Tutun ki bu işlerden dolayı devletin sırtından yılda 20 milyar dolar indi, borçlar da bu kadar azaldı; bunun anlamı, inen 20 milyar doların bu kez vatandaşın sırtına binmesidir.

Nasıl binecek?
Yoldan çevirin birilerini, sorun “senin borcun var mı?” diye.
Var derse bilin ki onun sırtına binmiştir.
Tüketici kredileri, kredi kartı borçları, batışlar, yoksullaşmalar, intiharlar…
Bunların parasal değerini ölçmek mümkün değildir.
Ama her biri ödediğimiz büyük faturanın kalemleri arasındadır.

“İyi ama bizim dış borçlarımızın gayrı safi yurt içi hâsılaya (GSYH) oranı düşmüştür, bu başarıyı kim inkâr edebilir” diyenler de olabilir.

E kardeşim, bizim bu gayrı safi yurt içi hâsılamız 2007’de bir gecede yükselmiş ve kimsenin cebine beş kuruş para girmeden, kişi başına düşen payımız üç bin dolarlardan on bin dolarlara doğru yola çıkmamış mıydı?

Nüfus sayımızın bir öyle bir böyle olduğundan daha önce söz etmiştik, onu geçelim.
Doların Türk Lirası cinsinden ucuzlamasıyla dış borçlarımızın otomatik olarak azaldığını da bir kenara bırakalım…

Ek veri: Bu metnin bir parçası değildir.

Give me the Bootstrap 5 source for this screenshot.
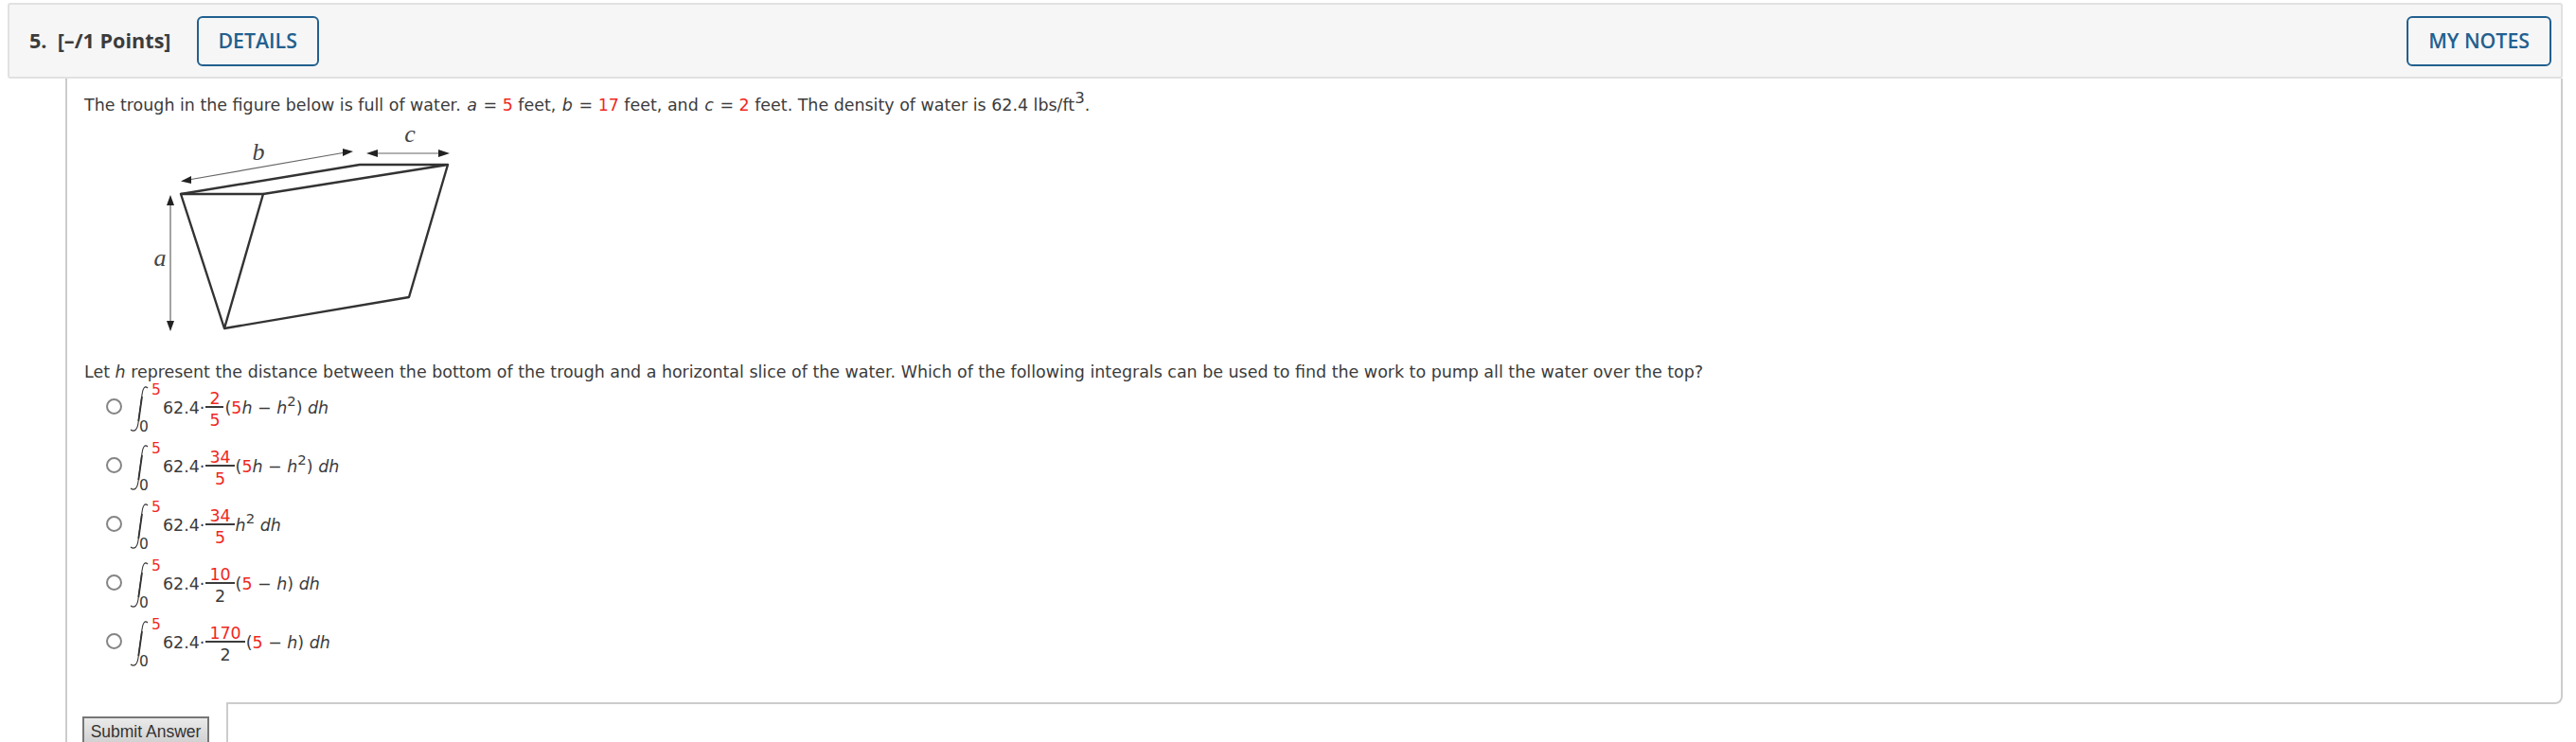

Hesaplama tarzını “düzelttik” deyip GSYH rakamını %25 büyütürseniz;
2006’da 526 milyar dolar sandığımız milli gelirimiz 2007 sonunda fark ettik ki düzeltmeden de kaynaklanan 132 milyar dolar farkla 658 milyar dolara ulaşmış” derseniz, tabii ki bununla kıyaslanacak olan borç miktarımız da -gerçekte  “rakamsal” olarak bir dolarcık azalmasa bile- “oransal” olarak azalır ve 2002 sonunda yüzde 64,4 olan borç/milli gelir oranı 2009 sonunda 32,5’e düşer.

Eh, bir sabah uyandığımızdaki artış böyle olunca bu memleket yerinde durur mu?
Zıp zıp zıplar vallahi!

Derhal dünyanın en hızlı büyüyen ekonomileri arasına girdik ve şimdi de 16. büyük ekonomi oluyoruz.
Allah bu hesapları yapanlara zeval vermesin.
Sayelerinde borç oranı daha da düşük, rahatlıkla kredisini döndürebilir bir ekonomi sahibi oluyoruz.

Sadece laf canbazlığı değil, bir hayli de rakam canbazlığı…

Şimdi “Bizim IMF’ye borcumuz a-zal-mış-tııır!...” diye meydan meydan anlatanların bu borcu nasıl azalttığını(!),
Memlekette kimse kendinde bir değişiklik göremezken “milletçe” nasıl kalkınıp Dünya’da 16.sıralara terfi etmekte olduğumuzu biraz olsun anlatabildik mi?